[Mesa-dev] [PATCH 6/6] glsl: Generate IR for switch statements

Dan McCabe zen3d.linux at gmail.com
Fri Jun 24 17:11:17 PDT 2011


On 06/24/2011 01:17 PM, Dan McCabe wrote:
> On 06/20/2011 03:50 PM, Ian Romanick wrote:
>> -----BEGIN PGP SIGNED MESSAGE-----
>> Hash: SHA1
>>
>> On 06/17/2011 05:43 PM, Dan McCabe wrote:
>>> Beware! Here be dragons!
>>>
>>>
>> I think this will generate the wrong code for:
>>
>>     for (i = 0; i<  10; i++) {
>>         switch (i) {
>>             default: continue;
>>         }
>>     }
>>
>> It seems like that will generate some approximation of:
>>
>>     for (i = 0; i<  10; i++) {
>>         do {
>>             continue;
>>             break;
>>         } while (true);
>>     }
>>
>> Right?  This is why I had originally tracked loops and switch-statements
>> in a single stack.  In this situation, you'd want to set a "do a
>> continue" flag in the switch-statement and emit a break (from the
>> switch).  Something like:
>>
>>
>>     for (i = 0; i<  10; i++) {
>>         bool do_cont = false;
>>
>>         do {
>>             do_cont = true;
>>             break;
>>             break;
>>         } while (true);
>>
>>         if (do_cont)
>>             continue;
>>     }
>>
>>
> Yikes! Looks like you tripped over one of those dragons :(.
>
> Using a do_cont variable (or similar device) feels kludgey to me. I've 
> been mulling this over for the last couple of days while I did other 
> things and I think the right way to do this might be to get rid of the 
> use of "loop" altogether.
>
> But the devil is in the details, which I haven't worked out yet. Going 
> back to the unified loop/switch stack might be needed, though.
>
> cheers, danm
>

All is not lost! (But you already knew that :)

One of the motivations of using the loop device is that it enabled the 
relatively unmodified infrastructure for break statements. But let's get 
rid of the break device and see where we go.

Without xlating switch stmts into loops, we can still retain the 
test_val_tmp and is_fallthru_tmp temporaries (in fact, we need to; 
nothing changes there since that is how case labels are managed).

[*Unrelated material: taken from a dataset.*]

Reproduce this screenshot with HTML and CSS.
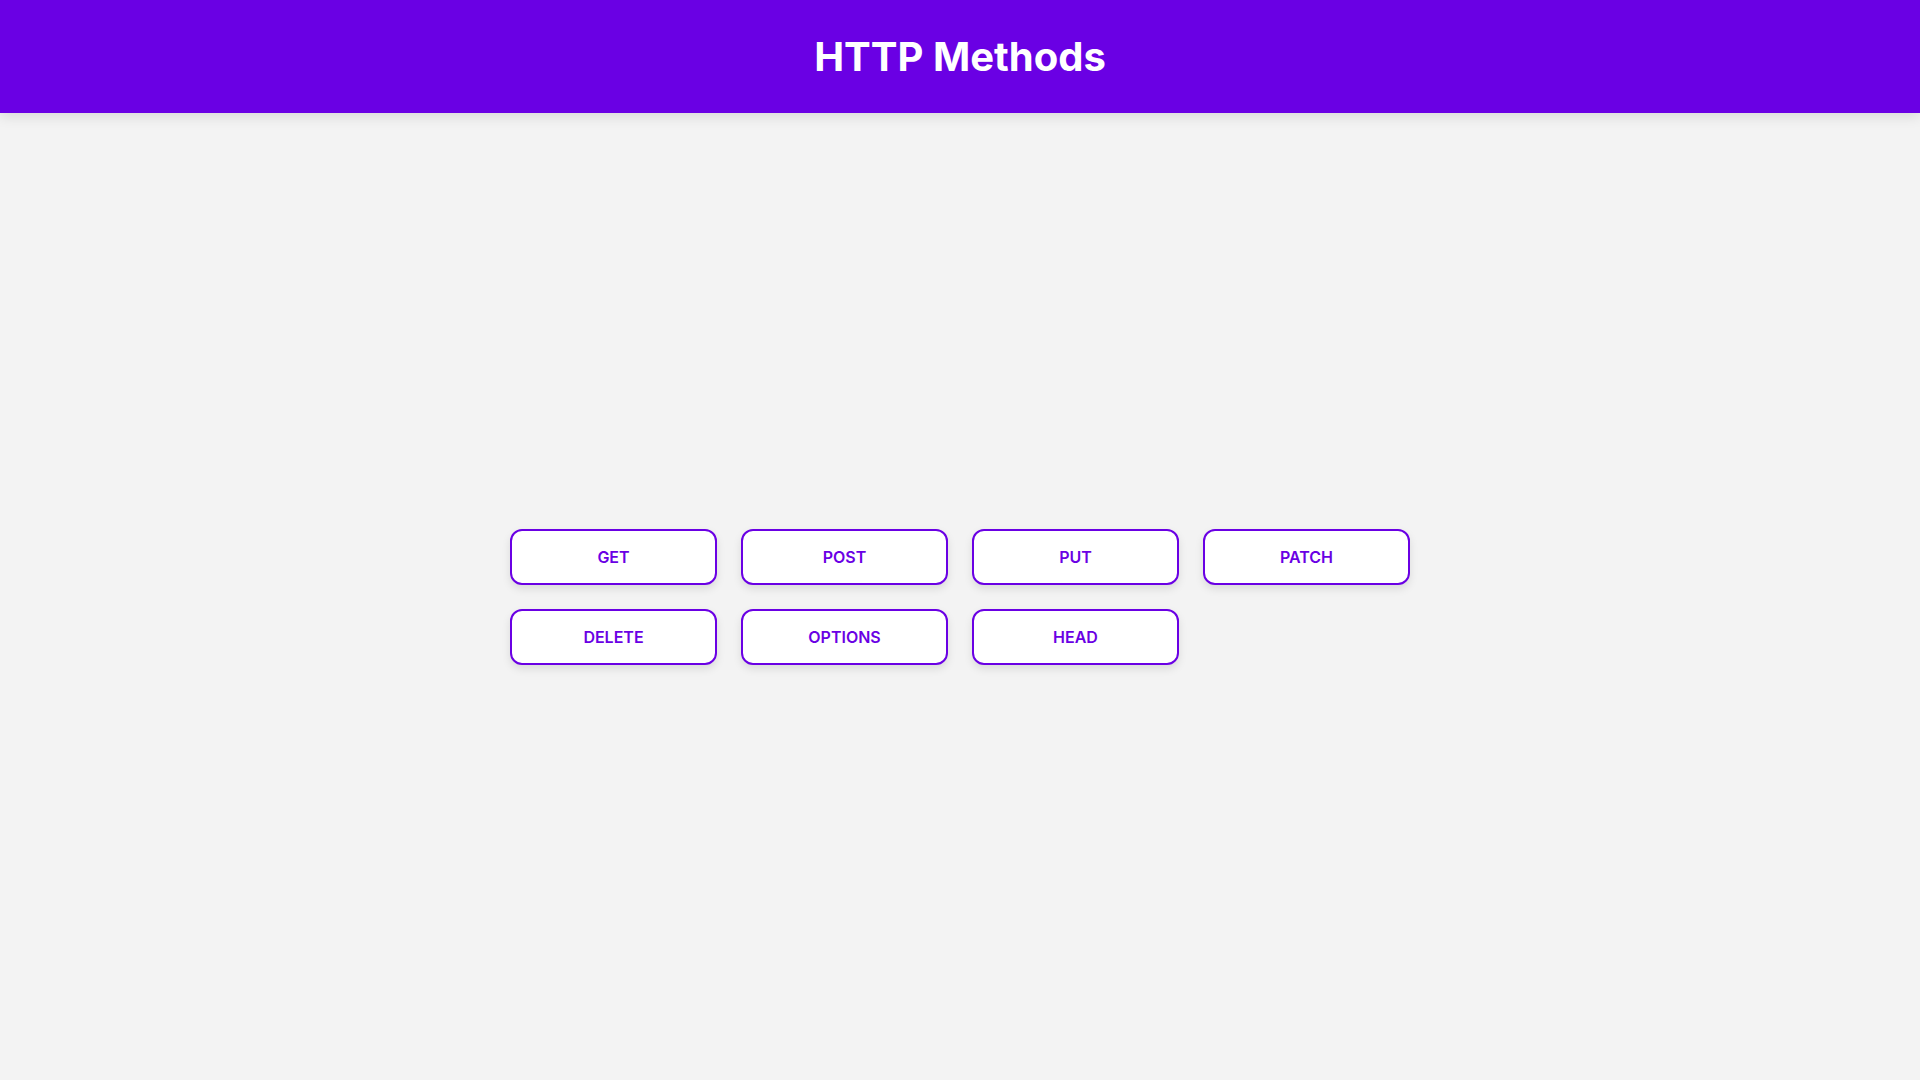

However, the standard break processing no longer applies, since we are 
not in a loop (for the switch stmt in any event). If we introduce a bool 
temporary called is_break_tmp and initialize it to false, then when we 
encounter a break stmt, we set is_break_tmp to true. Now we must guard 
the case statement with both fallthru_var and is_break_var. If 
is_break_tmp was set, we simply clear is_fallthru_tmp right after all 
case tests to false.

Note that this approach does require maintaining a loop/switch stack as 
the code originally did so that we can tell if a break statement is 
associate with a loop or with a switch stmt. Only if the top of the 
stack indicates that switch is being processed will the above break 
processing be invoked.

Looking at a translation of my canonical example:

    switch (expr) {
    case c0:
    case c1:
          stmt0;
    case c2:
    case c3:
          stmt1;
          break;
    case c4:
    default:
          stmt2;
    }

We can translated this into:

    int test_val_tmp = expr;
    bool is_fallthru_tmp = false;
    bool is_break_tmp = false;

    if (test_val_tmp == c0) {
        is_fallthru_tmp = true;
    }
    if (test_val_tmp == c1) {
        is_fallthru_tmp = true;
    }
    if (is_break_tmp) {
        is_fallthru_tmp = false;
    }
    if (is_fallthru_tmp) {
        stmt0;
    }

    if (test_val_tmp == c2) {
        is_fallthru_tmp = true;
    }
    if (test_val_tmp == c3) {
        is_fallthru_tmp = true;
    }
    if (is_break_tmp) {
        is_fallthru_tmp = false;
    }
    if (is_fallthru_tmp) {
        stmt1;
        is_break_tmp = true; // break stmt
    }

    if (test_val_tmp == c4) {
        is_fallthru_tmp = true;
    }
    is_fallthru_tmp = true; // default
    if (is_break_tmp) {
        is_fallthru_tmp = false;
    }
    if (is_fallthru_tmp) {
        stmt2;
    }

Comparing this to what we did previously, the things that change in this 
code are:
1) no enclosing loop
2) create a bool is_break_tmp initialized to false
3) after all case labels and before each case statement list, clear 
is_fallthru_tmp when is_break_tmp
4) set is_break_tmp for each break statement

And maintain the loop/switch stack again as in the original code.

I'll get this cranked out on Monday and resubmit for review. If anyone 
has concerns or questions about what I'm doing here, please let me know.